I find this especially true in The Chronicles of Narnia, which I am slowly revisiting. Other than the first, most famous book, I believe I have only read any of the books once previously, most likely when I was still in elementary school (I can’t recall with certainty). Although the parallels between The Lion, the Witch, and the Wardrobe and the Gospel accounts of the death and resurrection of Jesus were obvious to me at the time (as well as those of the creation story in The Magician’s Nephew with Genesis), I did not really recognize any of the other Christian themes or allusions made within the series. After all, I was mostly reading them because they were fun and I had an insatiable thirst for books. Reading them now, though, most recently having finished The Silver Chair, I can see a greater depth, the more subtle messages that are easy to gloss over as a child. For example, the adversary in The Silver Chair, who holds Prince Rilian captive and seeks to prevent Jill and Eustice from his rescue, is seen in two forms—that of a “most beautiful lady” and that of a vile green serpent. The ideas of duplicity and that evil may be disguised in beauty are not so complicated as to confuse a young reader, but point to a deeper meaning than simple surface reading suggests.
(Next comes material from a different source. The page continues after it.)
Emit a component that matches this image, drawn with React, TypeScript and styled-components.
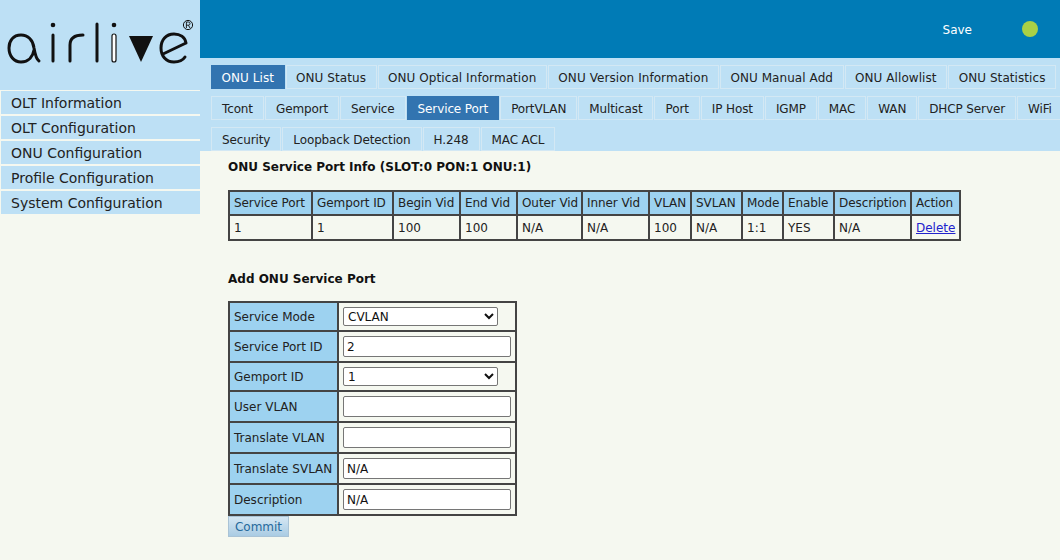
import React from "react";
import styled, { createGlobalStyle } from "styled-components";

const GlobalStyle = createGlobalStyle`
  html, body {
    margin: 0;
    padding: 0;
    height: 100%;
    overflow: hidden;
    background: #f5f8f0;
    font-family: "DejaVu Sans", Verdana, sans-serif;
    font-size: 12px;
    color: #222;
  }
`;

const Page = styled.div`
  display: grid;
  grid-template-columns: 200px 1fr;
  width: 1060px;
  height: 560px;
`;

const Sidebar = styled.aside`
  display: flex;
  flex-direction: column;
`;

const LogoArea = styled.div`
  height: 90px;
  background: #bde0f5;
`;

const MenuList = styled.nav`
  display: flex;
  flex-direction: column;
  background: #bde0f5;
`;

const MenuItem = styled.div`
  height: 23px;
  line-height: 25px;
  padding-left: 10px;
  border-top: 2px solid #f5f8f0;
  border-left: 1px solid #f5f8f0;
  font-size: 14px;
  color: #222;
  &:first-child {
    border-top-width: 1px;
  }
`;

const Main = styled.main`
  display: flex;
  flex-direction: column;
  min-width: 0;
`;

const TopBar = styled.header`
  height: 58px;
  background: #007bb6;
  display: flex;
  align-items: center;
  justify-content: flex-end;
  padding-right: 22px;
  gap: 50px;
`;

const SaveLabel = styled.span`
  color: #fff;
  font-size: 12px;
  margin-top: 2px;
`;

const StatusDot = styled.span`
  width: 16px;
  height: 16px;
  border-radius: 50%;
  background: #a9d046;
`;

const TabsArea = styled.div`
  height: 93px;
  box-sizing: border-box;
  background: #bde0f5;
  padding: 7px 0 0 11px;
  display: flex;
  flex-direction: column;
  gap: 7px;
  overflow: hidden;
`;

const TabRow = styled.div<{ $spacing: number; $pad: number }>`
  display: flex;
  gap: 1px;
  height: 24px;
  flex: none;
  letter-spacing: ${(p) => p.$spacing}px;
  --tab-pad: ${(p) => p.$pad}px;
`;

const Tab = styled.div<{ $active?: boolean }>`
  box-sizing: border-box;
  height: 24px;
  line-height: 24px;
  padding: 0 var(--tab-pad);
  white-space: nowrap;
  font-size: 12px;
  color: ${(p) => (p.$active ? "#fff" : "#222")};
  background: ${(p) => (p.$active ? "#3274b0" : "#bde0f5")};
  border: 1px solid ${(p) => (p.$active ? "#3274b0" : "#d3e8f4")};
`;

const Content = styled.section`
  flex: 1;
  background: #f5f8f0;
  padding: 8px 0 0 28px;
`;

const Heading = styled.h3<{ $gap: number }>`
  margin: 0 0 ${(p) => p.$gap}px;
  font-size: 12px;
  line-height: 16px;
  font-weight: bold;
  color: #111;
`;

const InfoTable = styled.table`
  border-collapse: collapse;
  table-layout: fixed;
  width: 733px;
  border: 2px solid #444;
  margin-bottom: 30px;
`;

const HeadCell = styled.th`
  background: #9dd2f0;
  border: 2px solid #444;
  height: 22px;
  padding: 0 0 0 4px;
  font-weight: normal;
  font-size: 12px;
  letter-spacing: -0.08px;
  text-align: left;
  white-space: nowrap;
  color: #222;
`;

const DataCell = styled.td`
  border: 2px solid #444;
  height: 23px;
  padding: 0 0 0 4px;
  font-size: 12px;
  white-space: nowrap;
  color: #222;
`;

const DeleteLink = styled.a`
  color: #2222cc;
  text-decoration: underline;
`;

const FormTable = styled.table`
  border-collapse: collapse;
  table-layout: fixed;
  width: 289px;
  border: 2px solid #444;
`;

const LabelCell = styled.td`
  width: 103px;
  background: #9dd2f0;
  border: 2px solid #444;
  padding: 0 0 0 4px;
  font-size: 12px;
  white-space: nowrap;
  color: #222;
`;

const FieldCell = styled.td<{ $height: number }>`
  height: ${(p) => p.$height}px;
  border: 2px solid #444;
  padding: 0 0 0 4px;
`;

const TextField = styled.input`
  display: block;
  box-sizing: border-box;
  width: 168px;
  height: 21px;
  padding: 0 3px;
  border: 1px solid #767676;
  border-radius: 2px;
  background: #fff;
  font: 12px "DejaVu Sans", Verdana, sans-serif;
  color: #111;
`;

const SelectField = styled.select`
  display: block;
  box-sizing: border-box;
  width: 155px;
  height: 19px;
  border: 1px solid #767676;
  border-radius: 2px;
  background: #fff;
  font: 12px "DejaVu Sans", Verdana, sans-serif;
  color: #111;
`;

const CommitButton = styled.button`
  display: block;
  box-sizing: border-box;
  width: 61px;
  height: 21px;
  padding: 0;
  border: 1px solid #a9c3d6;
  background: linear-gradient(#d5e7f3, #a9cbe3);
  font: 12px "DejaVu Sans", Verdana, sans-serif;
  color: #26699c;
`;

function Logo() {
  return (
    <svg width="200" height="90" viewBox="0 0 200 90">
      <g fill="none" stroke="#111" strokeWidth="3" strokeLinecap="round">
        <path d="M39 61c-3-2-4-7-5-13-1-8-6-13-13-13-8 0-12 6-12 13 0 8 5 14 12 14 8 0 12-6 13-12" />
        <path d="M53 35v26" />
        <path d="M70 61V45c0-6 4-10 13-10" />
        <path d="M97 24v37" />
        <path d="M186 43c-1-6-6-9-12-9-8 0-13 6-13 14s5 14 13 14c5 0 9-2 11-5M163 54l23-11" />
      </g>
      <circle cx="53" cy="25" r="2.3" fill="#111" />
      <circle cx="114" cy="25" r="2.3" fill="#111" />
      <rect x="112" y="34" width="4" height="28" rx="2" fill="#fff" stroke="#111" strokeWidth="1.2" />
      <path d="M129 36h24l-12 26z" fill="#111" />
      <circle cx="188" cy="25" r="4.6" fill="none" stroke="#111" strokeWidth="1" />
      <path d="M186.4 28v-6h2a1.6 1.6 0 0 1 0 3.2h-2M188.4 25.2l1.6 2.8" fill="none" stroke="#111" strokeWidth="0.9" />
    </svg>
  );
}

const menuItems = [
  "OLT Information",
  "OLT Configuration",
  "ONU Configuration",
  "Profile Configuration",
  "System Configuration",
];

const tabRows: { spacing: number; pad: number; tabs: string[] }[] = [
  {
    spacing: 0.07,
    pad: 9.5,
    tabs: ["ONU List", "ONU Status", "ONU Optical Information", "ONU Version Information", "ONU Manual Add", "ONU Allowlist", "ONU Statistics"],
  },
  {
    spacing: -0.12,
    pad: 10,
    tabs: ["Tcont", "Gemport", "Service", "Service Port", "PortVLAN", "Multicast", "Port", "IP Host", "IGMP", "MAC", "WAN", "DHCP Server", "WiFi"],
  },
  {
    spacing: -0.12,
    pad: 10,
    tabs: ["Security", "Loopback Detection", "H.248", "MAC ACL"],
  },
];

const activeTabs = ["ONU List", "Service Port"];

const columns: [string, string, number][] = [
  ["Service Port", "1", 83],
  ["Gemport ID", "1", 81],
  ["Begin Vid", "100", 67],
  ["End Vid", "100", 57],
  ["Outer Vid", "N/A", 65],
  ["Inner Vid", "N/A", 67],
  ["VLAN", "100", 42],
  ["SVLAN", "N/A", 51],
  ["Mode", "1:1", 41],
  ["Enable", "YES", 51],
  ["Description", "N/A", 77],
  ["Action", "", 49],
];

export default function App() {
  return (
    <Page>
      <GlobalStyle />
      <Sidebar>
        <LogoArea>
          <Logo />
        </LogoArea>
        <MenuList>
          {menuItems.map((item) => (
            <MenuItem key={item}>{item}</MenuItem>
          ))}
        </MenuList>
      </Sidebar>
      <Main>
        <TopBar>
          <SaveLabel>Save</SaveLabel>
          <StatusDot />
        </TopBar>
        <TabsArea>
          {tabRows.map((row) => (
            <TabRow key={row.tabs[0]} $spacing={row.spacing} $pad={row.pad}>
              {row.tabs.map((tab) => (
                <Tab key={tab} $active={activeTabs.includes(tab)}>
                  {tab}
                </Tab>
              ))}
            </TabRow>
          ))}
        </TabsArea>
        <Content>
          <Heading $gap={15}>ONU Service Port Info (SLOT:0 PON:1 ONU:1)</Heading>
          <InfoTable>
            <colgroup>
              {columns.map(([name, , width]) => (
                <col key={name} width={width} />
              ))}
            </colgroup>
            <thead>
              <tr>
                {columns.map(([name]) => (
                  <HeadCell key={name}>{name}</HeadCell>
                ))}
              </tr>
            </thead>
            <tbody>
              <tr>
                {columns.map(([name, value]) => (
                  <DataCell key={name}>
                    {name === "Action" ? <DeleteLink href="#">Delete</DeleteLink> : value}
                  </DataCell>
                ))}
              </tr>
            </tbody>
          </InfoTable>
          <Heading $gap={14}>Add ONU Service Port</Heading>
          <FormTable>
            <tbody>
              <tr>
                <LabelCell>Service Mode</LabelCell>
                <FieldCell $height={27}>
                  <SelectField defaultValue="CVLAN">
                    <option>CVLAN</option>
                  </SelectField>
                </FieldCell>
              </tr>
              <tr>
                <LabelCell>Service Port ID</LabelCell>
                <FieldCell $height={29}>
                  <TextField defaultValue="2" />
                </FieldCell>
              </tr>
              <tr>
                <LabelCell>Gemport ID</LabelCell>
                <FieldCell $height={27}>
                  <SelectField defaultValue="1">
                    <option>1</option>
                  </SelectField>
                </FieldCell>
              </tr>
              <tr>
                <LabelCell>User VLAN</LabelCell>
                <FieldCell $height={29}>
                  <TextField />
                </FieldCell>
              </tr>
              <tr>
                <LabelCell>Translate VLAN</LabelCell>
                <FieldCell $height={29}>
                  <TextField />
                </FieldCell>
              </tr>
              <tr>
                <LabelCell>Translate SVLAN</LabelCell>
                <FieldCell $height={29}>
                  <TextField defaultValue="N/A" />
                </FieldCell>
              </tr>
              <tr>
                <LabelCell>Description</LabelCell>
                <FieldCell $height={29}>
                  <TextField defaultValue="N/A" />
                </FieldCell>
              </tr>
            </tbody>
          </FormTable>
          <CommitButton type="button">Commit</CommitButton>
        </Content>
      </Main>
    </Page>
  );
}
The serpent imagery is also suggestive of the serpent that tempted Eve in the Garden of Eden—as that serpent brought her death, so this serpent kills Rilian’s mother. These readings are not necessary to the enjoyment of the story, but do add another level of enjoyment to be discovered on a subsequent read.
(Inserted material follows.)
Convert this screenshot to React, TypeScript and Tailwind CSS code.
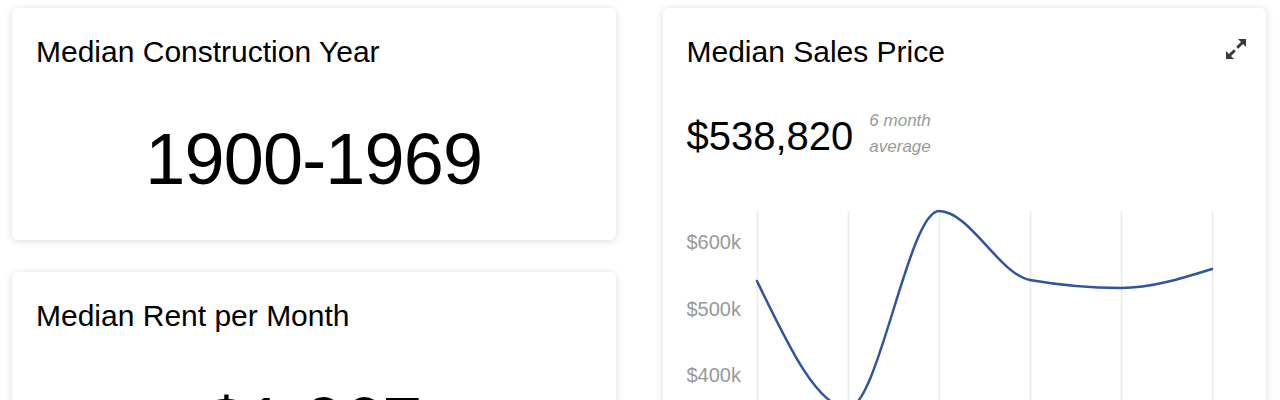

The other reread I finished recently, L.M. Montgomery’s The Blue Castle is not so deep. It is a simple story of a young woman’s yearning for freedom and love, and how she eventually finds both. As I was also beginning to read Reading Like a Writer at the same time, in which Francine Prose advocates “close reading,” I found myself attempting to slow down and really absorb the words of the story, instead of the hurried pace I more typically take. I found this to enhance both my enjoyment and appreciation of the story. Montgomery includes many poetical passages describing the woods surrounding the town of the story’s setting. By slowing down and looking at these passages closely, I was able to appreciate the beauty and whimsy of the descriptions. It also drew me to contemplate the hurried nature of contemporary life and the separation of so many of us from nature. We close ourselves off from nature, perhaps seeing it only through a television screen. Our ancestors, in contrast, were often intimately familiar with the world outside their doors, lacking the many distractions we have and the “modern conveniences” which allow us to ignore the natural world almost completely. After finishing this book, I am inspired to find and read a work (perhaps a series of essays?) on nature. My mom, an avid gardener, has several such books I could choose from, I am sure.